It’s easy for rodents to gain entry to our house.  If the comparatively primitive salamanders can do it, then it must be a snap for the mice.  After summer thunderstorms, we go tiger salamander hunting in the basement, freeing those glistening lost souls who’ve wriggled themselves into corners.  Toads show up down there too but usually find their own ways back out.  So for the mice, breaching the rickety castle wall must be a piece of cheese.  A competent cat acting as sentry would come in mighty handy.

I asked around.  Nobody owned up to the tortoise-shell cat.  So one day, seeing the cat limping noticeably, I sent my daughter to see if she could cajole the wounded animal into letting her approach.  My daughter is a child of considerable animal magnetism.  If the creature was at all approachable, this kid would find out.

It only took a couple minutes and the cat was rolling on the ground, offering her belly to my daughter for petting.  “Bring her in,” I said.  We fed the cat and inspected her injured leg. Thereafter, whenever we saw her, we gave her food and let her in to explore the house.  Her beautiful coat was orange and black, changing constantly, sometimes more orange, sometimes more black.  She had a brindled, owlish face—an appearance heightened by a vertical orange stripe that made her nose look beak-ish.  Her rounded build overall reminded me of a river stone or loaf of homemade bread. The tortoise-shell pattern in her fur had a dark sparkle to it, so we named her Dazzle.

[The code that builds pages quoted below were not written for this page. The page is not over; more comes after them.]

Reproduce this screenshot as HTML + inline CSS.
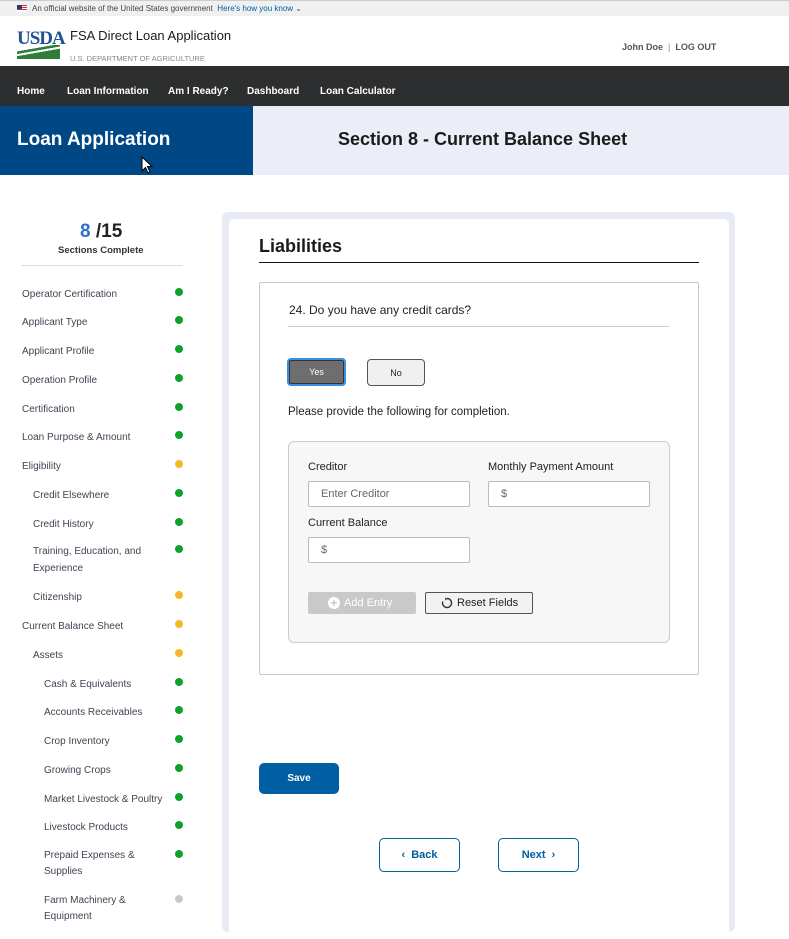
<!DOCTYPE html>
<html><head><meta charset="utf-8"><style>
*{margin:0;padding:0;box-sizing:border-box}
body{width:789px;height:921px;overflow:hidden;background:#fff;font-family:"Liberation Sans",sans-serif;position:relative;color:#1b1b1b}
.a{position:absolute}
.gov{top:0;left:0;width:789px;height:16px;background:#f0f0f0;border-top:1px solid #ccc;font-size:8px;color:#444;line-height:15px;padding-left:32px}
.nav{top:66px;left:0;width:789px;height:40px;background:#2d2e2f;color:#fff;font-size:10px;font-weight:bold}
.nav span{position:absolute;top:20px}
.si{font-size:10px;color:#3d4551;white-space:nowrap;margin-top:1px}
.dot{width:8px;height:8px;border-radius:50%;left:175px}
.g{background:#10a12b}.y{background:#f7b52e}.n{background:#c9c9c9}
.inp{background:#fff;border:1px solid #bbb;border-radius:2px;height:26px;width:162px;font-size:11px;color:#666;line-height:24px;padding-left:12px}
.lbl{font-size:11px;color:#222;margin-top:1px}
</style></head><body>
<div class="a gov"><span class="a" style="left:17px;top:4px;width:10px;height:7px;background:linear-gradient(#c33 0 15%,#fff 15% 30%,#c33 30% 45%,#fff 45% 60%,#c33 60% 75%,#fff 75%)"><span class="a" style="left:0;top:0;width:5px;height:4px;background:#1f3b82"></span></span>An official website of the United States government &nbsp;<span style="color:#005ea2">Here's how you know ⌄</span></div>
<div class="a" style="left:17px;top:28px;font-family:'Liberation Serif',serif;font-size:19px;color:#205493;font-weight:bold;letter-spacing:-1px">USDA</div>
<div class="a" style="left:17px;top:45px;width:43px;height:14px;background:linear-gradient(170deg,#fff 0 30%,#2e7d3a 30% 42%,#fff 42% 52%,#2e7d3a 52%)"></div>
<div class="a" style="left:70px;top:28px;font-size:13px;color:#1b1b1b">FSA Direct Loan Application</div>
<div class="a" style="left:70px;top:54px;font-size:7.5px;color:#888">U.S. DEPARTMENT OF AGRICULTURE</div>
<div class="a" style="left:622px;top:42px;font-size:9px;color:#555;font-weight:bold">John Doe &nbsp;<span style="color:#888;font-weight:normal">|</span>&nbsp; LOG OUT</div>
<div class="a nav"><span style="left:17px">Home</span><span style="left:67px">Loan Information</span><span style="left:168px">Am I Ready?</span><span style="left:247px">Dashboard</span><span style="left:320px">Loan Calculator</span></div>
<div class="a" style="top:106px;left:0;width:253px;height:69px;background:#004785"></div>
<div class="a" style="top:106px;left:253px;width:536px;height:69px;background:#ebeef7"></div>
<div class="a" style="top:129px;left:17px;color:#fff;font-size:19px;font-weight:bold">Loan Application</div>
<div class="a" style="top:129px;left:338px;color:#1b1b1b;font-size:18px;font-weight:bold">Section 8 - Current Balance Sheet</div>
<svg class="a" style="left:141px;top:156px" width="12" height="18" viewBox="0 0 12 18"><path d="M1 1L1 15L4.5 11.5L7 17L9 16L6.5 10.5L11 10.5Z" fill="#fff" stroke="#000" stroke-width="1"/></svg>

<div class="a" style="top:221px;left:80px;font-size:19px;font-weight:bold;color:#222"><span style="color:#2e6fd0">8</span> /15</div>
<div class="a" style="top:245px;left:58px;font-size:9.5px;font-weight:bold;color:#333">Sections Complete</div>
<div class="a" style="top:265px;left:21px;width:162px;height:1px;background:#ddd"></div>

<div class="a si" style="left:22px;top:288px">Operator Certification</div><div class="a dot g" style="top:288px"></div>
<div class="a si" style="left:22px;top:316px">Applicant Type</div><div class="a dot g" style="top:316px"></div>
<div class="a si" style="left:22px;top:345px">Applicant Profile</div><div class="a dot g" style="top:345px"></div>
<div class="a si" style="left:22px;top:374px">Operation Profile</div><div class="a dot g" style="top:374px"></div>
<div class="a si" style="left:22px;top:403px">Certification</div><div class="a dot g" style="top:403px"></div>
<div class="a si" style="left:22px;top:431px">Loan Purpose &amp; Amount</div><div class="a dot g" style="top:431px"></div>
<div class="a si" style="left:22px;top:460px">Eligibility</div><div class="a dot y" style="top:460px"></div>
<div class="a si" style="left:33px;top:489px">Credit Elsewhere</div><div class="a dot g" style="top:489px"></div>
<div class="a si" style="left:33px;top:518px">Credit History</div><div class="a dot g" style="top:518px"></div>
<div class="a si" style="left:33px;top:542px;line-height:17px">Training, Education, and<br>Experience</div><div class="a dot g" style="top:545px"></div>
<div class="a si" style="left:33px;top:591px">Citizenship</div><div class="a dot y" style="top:591px"></div>
<div class="a si" style="left:22px;top:620px">Current Balance Sheet</div><div class="a dot y" style="top:620px"></div>
<div class="a si" style="left:33px;top:649px">Assets</div><div class="a dot y" style="top:649px"></div>
<div class="a si" style="left:44px;top:678px">Cash &amp; Equivalents</div><div class="a dot g" style="top:678px"></div>
<div class="a si" style="left:44px;top:706px">Accounts Receivables</div><div class="a dot g" style="top:706px"></div>
<div class="a si" style="left:44px;top:735px">Crop Inventory</div><div class="a dot g" style="top:735px"></div>
<div class="a si" style="left:44px;top:764px">Growing Crops</div><div class="a dot g" style="top:764px"></div>
<div class="a si" style="left:44px;top:793px">Market Livestock &amp; Poultry</div><div class="a dot g" style="top:793px"></div>
<div class="a si" style="left:44px;top:821px">Livestock Products</div><div class="a dot g" style="top:821px"></div>
<div class="a si" style="left:44px;top:847px;line-height:16px">Prepaid Expenses &amp;<br>Supplies</div><div class="a dot g" style="top:850px"></div>
<div class="a si" style="left:44px;top:892px;line-height:16px">Farm Machinery &amp;<br>Equipment</div><div class="a dot n" style="top:895px"></div>

<div class="a" style="left:222px;top:212px;width:513px;height:720px;background:#e8ebf5;border-radius:6px"></div>
<div class="a" style="left:229px;top:219px;width:500px;height:720px;background:#fff;border-radius:5px"></div>
<div class="a" style="left:259px;top:236px;font-size:18px;font-weight:bold;color:#1b1b1b">Liabilities</div>
<div class="a" style="left:259px;top:262px;width:440px;height:1px;background:#111"></div>
<div class="a" style="left:259px;top:282px;width:440px;height:393px;border:1px solid #c8c8c8;border-radius:2px"></div>
<div class="a" style="left:289px;top:303px;font-size:12px;color:#222">24. Do you have any credit cards?</div>
<div class="a" style="left:288px;top:326px;width:381px;height:1px;background:#ccc"></div>
<div class="a" style="left:287px;top:358px;width:59px;height:28px;background:#6d6e70;border:2px solid #3a8de0;border-radius:4px;color:#fff;font-size:9px;text-align:center;line-height:25px;box-shadow:inset 0 0 0 1px #333">Yes</div>
<div class="a" style="left:367px;top:359px;width:58px;height:27px;background:#f0f0f0;border:1px solid #555;border-radius:4px;color:#222;font-size:9px;text-align:center;line-height:26px">No</div>
<div class="a" style="left:288px;top:406px;font-size:11.5px;color:#222">Please provide the following for completion.</div>
<div class="a" style="left:288px;top:441px;width:382px;height:202px;background:#f7f7f7;border:1px solid #ccc;border-radius:6px"></div>
<div class="a lbl" style="left:308px;top:460px">Creditor</div>
<div class="a lbl" style="left:488px;top:460px">Monthly Payment Amount</div>
<div class="a inp" style="left:308px;top:481px">Enter Creditor</div>
<div class="a inp" style="left:488px;top:481px">$</div>
<div class="a lbl" style="left:308px;top:516px">Current Balance</div>
<div class="a inp" style="left:308px;top:537px">$</div>
<div class="a" style="left:308px;top:592px;width:108px;height:22px;background:#c9c9c9;border-radius:2px;color:#fff;font-size:11px;line-height:22px;padding-left:20px"><span class="a" style="left:20px;top:5px;width:12px;height:12px;border-radius:50%;background:#fff;color:#c9c9c9;font-size:12px;line-height:12px;text-align:center;font-weight:bold">+</span><span style="margin-left:16px">Add Entry</span></div>
<div class="a" style="left:425px;top:592px;width:108px;height:22px;background:#f2f2f2;border:1px solid #555;border-radius:2px;color:#222;font-size:11px;line-height:20px;padding-left:31px"><svg class="a" style="left:15px;top:4px" width="12" height="12" viewBox="0 0 12 12"><path d="M6 1.5A4.5 4.5 0 1 1 1.8 4.5" fill="none" stroke="#333" stroke-width="1.4"/><path d="M4 0.5L6.5 1.7L4.5 3.6Z" fill="#333"/></svg>Reset Fields</div>
<div class="a" style="left:259px;top:763px;width:80px;height:31px;background:#005ea2;border-radius:5px;color:#fff;font-size:10px;font-weight:bold;text-align:center;line-height:31px">Save</div>
<div class="a" style="left:379px;top:838px;width:81px;height:34px;border:1px solid #005ea2;border-radius:5px;color:#005ea2;font-size:11px;font-weight:bold;text-align:center;line-height:32px">‹&nbsp; Back</div>
<div class="a" style="left:498px;top:838px;width:81px;height:34px;border:1px solid #005ea2;border-radius:5px;color:#005ea2;font-size:11px;font-weight:bold;text-align:center;line-height:32px">Next &nbsp;›</div>
</body></html>
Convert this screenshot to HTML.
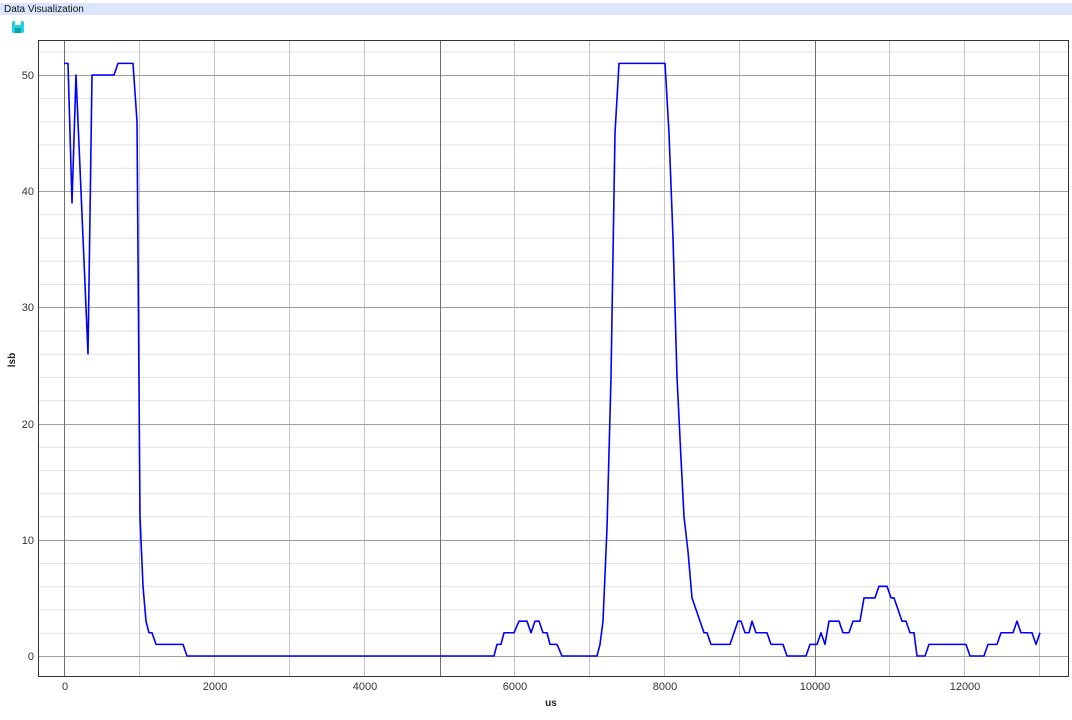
<!DOCTYPE html>
<html><head><style>
body{margin:0;width:1072px;height:720px;background:#fff;font-family:"Liberation Sans",sans-serif;overflow:hidden;position:relative}
.hdr{position:absolute;left:0;top:3px;width:1072px;height:12px;background:#dbe5fd;font-size:10px;line-height:13px;padding-left:4px;color:#111}
</style></head><body>
<div class="hdr">Data Visualization</div>
<svg width="1072" height="720" style="position:absolute;left:0;top:0">
<g>
<rect x="12" y="21" width="12" height="12" rx="2" fill="#22d0dd"/>
<rect x="15" y="21" width="6" height="4" fill="#fff"/>
<rect x="15" y="28" width="6" height="5" fill="#0aa0b0"/>
</g>
<g stroke="#e2e2e2" stroke-width="1">
<line x1="38" x2="1069" y1="633.2" y2="633.2"/><line x1="38" x2="1069" y1="610" y2="610"/><line x1="38" x2="1069" y1="586.7" y2="586.7"/><line x1="38" x2="1069" y1="563.5" y2="563.5"/>
<line x1="38" x2="1069" y1="516.9" y2="516.9"/><line x1="38" x2="1069" y1="493.7" y2="493.7"/><line x1="38" x2="1069" y1="470.5" y2="470.5"/><line x1="38" x2="1069" y1="447.2" y2="447.2"/>
<line x1="38" x2="1069" y1="400.7" y2="400.7"/><line x1="38" x2="1069" y1="377.5" y2="377.5"/><line x1="38" x2="1069" y1="354.2" y2="354.2"/><line x1="38" x2="1069" y1="331" y2="331"/>
<line x1="38" x2="1069" y1="284.5" y2="284.5"/><line x1="38" x2="1069" y1="261.3" y2="261.3"/><line x1="38" x2="1069" y1="238" y2="238"/><line x1="38" x2="1069" y1="214.8" y2="214.8"/>
<line x1="38" x2="1069" y1="168.3" y2="168.3"/><line x1="38" x2="1069" y1="145" y2="145"/><line x1="38" x2="1069" y1="121.8" y2="121.8"/><line x1="38" x2="1069" y1="98.6" y2="98.6"/>
<line x1="38" x2="1069" y1="52" y2="52"/>
</g>
<g stroke="#c4c4c4" stroke-width="1">
<line y1="40" y2="677" x1="139.5" x2="139.5"/><line y1="40" y2="677" x1="214.5" x2="214.5"/><line y1="40" y2="677" x1="289.5" x2="289.5"/><line y1="40" y2="677" x1="364.5" x2="364.5"/>
<line y1="40" y2="677" x1="514.5" x2="514.5"/><line y1="40" y2="677" x1="589.5" x2="589.5"/><line y1="40" y2="677" x1="664.5" x2="664.5"/><line y1="40" y2="677" x1="739.5" x2="739.5"/>
<line y1="40" y2="677" x1="889.5" x2="889.5"/><line y1="40" y2="677" x1="964.5" x2="964.5"/><line y1="40" y2="677" x1="1039.5" x2="1039.5"/>
</g>
<g stroke="#a0a0a0" stroke-width="1">
<line x1="38" x2="1069" y1="656.5" y2="656.5"/><line x1="38" x2="1069" y1="540.5" y2="540.5"/><line x1="38" x2="1069" y1="424.5" y2="424.5"/><line x1="38" x2="1069" y1="307.5" y2="307.5"/><line x1="38" x2="1069" y1="191.5" y2="191.5"/><line x1="38" x2="1069" y1="75.5" y2="75.5"/>
</g>
<g stroke="#707070" stroke-width="1">
<line y1="40" y2="677" x1="64.5" x2="64.5"/><line y1="40" y2="677" x1="440.5" x2="440.5"/><line y1="40" y2="677" x1="815.5" x2="815.5"/>
</g>
<rect x="38.5" y="40.5" width="1030" height="636" fill="none" stroke="#333" stroke-width="1"/>
<polyline fill="none" stroke="#0000ff" stroke-width="1.6" stroke-linejoin="round" transform="translate(0,656) scale(1,-11.62)" vector-effect="non-scaling-stroke"
points="64,51 68,51 72,39 76,50 88,26 92,50 114,50 118,51 133,51 137,46 140,12 143,6 146,3 149,2 152,2 156,1 183,1 187,0 494,0 497,1 501,1 504,2 514,2 519,3 527,3 531,2 535,3 539,3 543,2 547,2 550,1 557,1 562,0 597,0 600,1 603,3 607,11 611,24 615,45 619,51 665,51 669,45 673,36 677,24 681,17 684,12 688,9 692,5 696,4 700,3 704,2 707,2 711,1 730,1 734,2 738,3 741,3 745,2 749,2 752,3 756,2 767,2 771,1 783,1 787,0 806,0 810,1 817,1 821,2 825,1 829,3 839,3 843,2 849,2 853,3 860,3 864,5 875,5 879,6 887,6 891,5 894,5 898,4 902,3 906,3 910,2 914,2 917,0 925,0 929,1 966,1 970,0 984,0 988,1 997,1 1001,2 1013,2 1017,3 1021,2 1032,2 1036,1 1040,2"/>
<g font-size="11" fill="#333" text-anchor="end">
<text x="34" y="660">0</text><text x="34" y="544">10</text><text x="34" y="428">20</text><text x="34" y="311">30</text><text x="34" y="195">40</text><text x="34" y="79">50</text>
</g>
<g font-size="11" fill="#333" text-anchor="middle">
<text x="65" y="690">0</text><text x="215" y="690">2000</text><text x="365" y="690">4000</text><text x="515" y="690">6000</text><text x="665" y="690">8000</text><text x="815" y="690">10000</text><text x="965" y="690">12000</text>
</g>
<text x="551" y="706" font-size="10" font-weight="bold" text-anchor="middle" fill="#222">us</text>
<text transform="translate(15,360) rotate(-90)" font-size="10" font-weight="bold" text-anchor="middle" fill="#222">lsb</text>
</svg>
</body></html>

Indeed, Dazzle turned out to be the cat that we needed.  Besides being a superb mouser, fending for herself for however long had shaped her into one of the most careful, unassuming creatures I’ve ever met.  Yet she had an sharp edge to her that flashed knives when needed.  Unlike many cats that appropriate your lap without consent, Dazzle asked politely, approaching with timidity soft as her fur, searching your eyes carefully.  If she saw invitation in the meeting of glances, up she leapt, light as breath.  If no invitation, then she might lie beside you with just her paws draped tentatively over one of your legs or she might go lie down elsewhere.  I’m not much of a cat person, mostly because I rarely settle anywhere for long.  I don’t like felines anchoring me to the furniture if I come to rest for a moment.  Dazzle was so careful, so intelligent about her behavior in our rather difficult household that she won me over.  I appreciated her quiet, cautious ways.  She never got underfoot in that dangerous and annoying way some cats do.   In fact, she went out of her way to avoid collisions.  I came to depend upon her watchful ears and eyes to help me keep track of what was going on, just little indications she made that someone or something inside or outside the house was in motion.  Because she had more than a glint of the desert about her, I found her overwhelming to touch or hold.  It was like cradling in my arms a minor diety in benign and restful form.   I tried to show as much respect to her as she showed to me.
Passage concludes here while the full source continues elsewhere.